** What you are asked to do **
Repeat the full listing below verbatim and keep the images out.
[Start of Information provided]
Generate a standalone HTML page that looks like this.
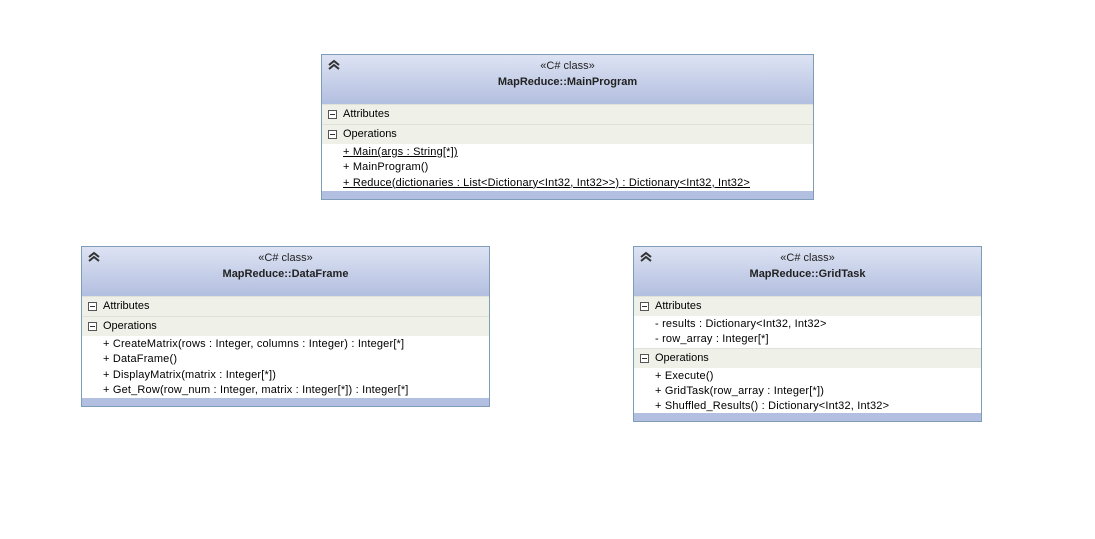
<!DOCTYPE html>
<html><head><style>
body{margin:0;width:1095px;height:539px;background:#fff;position:relative;font-family:"Liberation Sans",Tahoma,sans-serif;font-size:11px;color:#000;overflow:hidden}
.box{position:absolute;border:1px solid #7f9db9;background:#fff;box-sizing:border-box}
.hd{height:49px;background:linear-gradient(#dde3f3,#b3bfe0);position:relative;text-align:center}
.st{padding-top:4px;line-height:14px;color:#222}
.nm{font-weight:bold;line-height:14px;margin-top:2px;color:#222}
.chev{position:absolute;left:5px;top:4px}
.sec{height:19px;line-height:18px;background:#eff1e9;border-top:1px solid #dfe2d6;padding-left:21px;position:relative}
.sec:before{content:"";position:absolute;left:6px;top:5px;width:7px;height:7px;border:1px solid #555;background:#fff}
.sec:after{content:"";position:absolute;left:8px;top:9px;width:5px;height:1px;background:#333}
.items{padding:1px 0 0 21px;letter-spacing:0.18px}
.it{height:15.3px;line-height:15px;white-space:nowrap}
.u{text-decoration:underline}
.ft{height:8px;background:#b3bfe0;position:absolute;left:0;right:0;bottom:0}
</style></head><body>

<div class="box" style="left:321px;top:54px;width:493px;height:146px">
<div class="hd"><svg class="chev" width="14" height="12" viewBox="0 0 14 12"><path d="M2 6L7 2L12 6M2 10L7 6L12 10" fill="none" stroke="#333" stroke-width="2"/></svg><div class="st">«C# class»</div><div class="nm">MapReduce::MainProgram</div></div>
<div class="sec">Attributes</div>
<div class="sec">Operations</div>
<div class="items">
<div class="it u">+ Main(args : String[*])</div>
<div class="it">+ MainProgram()</div>
<div class="it u">+ Reduce(dictionaries : List&lt;Dictionary&lt;Int32, Int32&gt;&gt;) : Dictionary&lt;Int32, Int32&gt;</div>
</div>
<div class="ft"></div>
</div>

<div class="box" style="left:81px;top:246px;width:409px;height:161px">
<div class="hd"><svg class="chev" width="14" height="12" viewBox="0 0 14 12"><path d="M2 6L7 2L12 6M2 10L7 6L12 10" fill="none" stroke="#333" stroke-width="2"/></svg><div class="st">«C# class»</div><div class="nm">MapReduce::DataFrame</div></div>
<div class="sec">Attributes</div>
<div class="sec">Operations</div>
<div class="items">
<div class="it">+ CreateMatrix(rows : Integer, columns : Integer) : Integer[*]</div>
<div class="it">+ DataFrame()</div>
<div class="it">+ DisplayMatrix(matrix : Integer[*])</div>
<div class="it">+ Get_Row(row_num : Integer, matrix : Integer[*]) : Integer[*]</div>
</div>
<div class="ft"></div>
</div>

<div class="box" style="left:633px;top:246px;width:349px;height:176px">
<div class="hd"><svg class="chev" width="14" height="12" viewBox="0 0 14 12"><path d="M2 6L7 2L12 6M2 10L7 6L12 10" fill="none" stroke="#333" stroke-width="2"/></svg><div class="st">«C# class»</div><div class="nm">MapReduce::GridTask</div></div>
<div class="sec">Attributes</div>
<div class="items">
<div class="it">- results : Dictionary&lt;Int32, Int32&gt;</div>
<div class="it">- row_array : Integer[*]</div>
</div>
<div class="sec">Operations</div>
<div class="items">
<div class="it">+ Execute()</div>
<div class="it">+ GridTask(row_array : Integer[*])</div>
<div class="it">+ Shuffled_Results() : Dictionary&lt;Int32, Int32&gt;</div>
</div>
<div class="ft"></div>
</div>
</body></html>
[End of Information provided]
** Exercise result **
Generate a standalone HTML page that looks like this.
<!DOCTYPE html>
<html><head><style>
body{margin:0;width:1095px;height:539px;background:#fff;position:relative;font-family:"Liberation Sans",Tahoma,sans-serif;font-size:11px;color:#000;overflow:hidden}
.box{position:absolute;border:1px solid #7f9db9;background:#fff;box-sizing:border-box}
.hd{height:49px;background:linear-gradient(#dde3f3,#b3bfe0);position:relative;text-align:center}
.st{padding-top:4px;line-height:14px;color:#222}
.nm{font-weight:bold;line-height:14px;margin-top:2px;color:#222}
.chev{position:absolute;left:5px;top:4px}
.sec{height:19px;line-height:18px;background:#eff1e9;border-top:1px solid #dfe2d6;padding-left:21px;position:relative}
.sec:before{content:"";position:absolute;left:6px;top:5px;width:7px;height:7px;border:1px solid #555;background:#fff}
.sec:after{content:"";position:absolute;left:8px;top:9px;width:5px;height:1px;background:#333}
.items{padding:1px 0 0 21px;letter-spacing:0.18px}
.it{height:15.3px;line-height:15px;white-space:nowrap}
.u{text-decoration:underline}
.ft{height:8px;background:#b3bfe0;position:absolute;left:0;right:0;bottom:0}
</style></head><body>

<div class="box" style="left:321px;top:54px;width:493px;height:146px">
<div class="hd"><svg class="chev" width="14" height="12" viewBox="0 0 14 12"><path d="M2 6L7 2L12 6M2 10L7 6L12 10" fill="none" stroke="#333" stroke-width="2"/></svg><div class="st">«C# class»</div><div class="nm">MapReduce::MainProgram</div></div>
<div class="sec">Attributes</div>
<div class="sec">Operations</div>
<div class="items">
<div class="it u">+ Main(args : String[*])</div>
<div class="it">+ MainProgram()</div>
<div class="it u">+ Reduce(dictionaries : List&lt;Dictionary&lt;Int32, Int32&gt;&gt;) : Dictionary&lt;Int32, Int32&gt;</div>
</div>
<div class="ft"></div>
</div>

<div class="box" style="left:81px;top:246px;width:409px;height:161px">
<div class="hd"><svg class="chev" width="14" height="12" viewBox="0 0 14 12"><path d="M2 6L7 2L12 6M2 10L7 6L12 10" fill="none" stroke="#333" stroke-width="2"/></svg><div class="st">«C# class»</div><div class="nm">MapReduce::DataFrame</div></div>
<div class="sec">Attributes</div>
<div class="sec">Operations</div>
<div class="items">
<div class="it">+ CreateMatrix(rows : Integer, columns : Integer) : Integer[*]</div>
<div class="it">+ DataFrame()</div>
<div class="it">+ DisplayMatrix(matrix : Integer[*])</div>
<div class="it">+ Get_Row(row_num : Integer, matrix : Integer[*]) : Integer[*]</div>
</div>
<div class="ft"></div>
</div>

<div class="box" style="left:633px;top:246px;width:349px;height:176px">
<div class="hd"><svg class="chev" width="14" height="12" viewBox="0 0 14 12"><path d="M2 6L7 2L12 6M2 10L7 6L12 10" fill="none" stroke="#333" stroke-width="2"/></svg><div class="st">«C# class»</div><div class="nm">MapReduce::GridTask</div></div>
<div class="sec">Attributes</div>
<div class="items">
<div class="it">- results : Dictionary&lt;Int32, Int32&gt;</div>
<div class="it">- row_array : Integer[*]</div>
</div>
<div class="sec">Operations</div>
<div class="items">
<div class="it">+ Execute()</div>
<div class="it">+ GridTask(row_array : Integer[*])</div>
<div class="it">+ Shuffled_Results() : Dictionary&lt;Int32, Int32&gt;</div>
</div>
<div class="ft"></div>
</div>
</body></html>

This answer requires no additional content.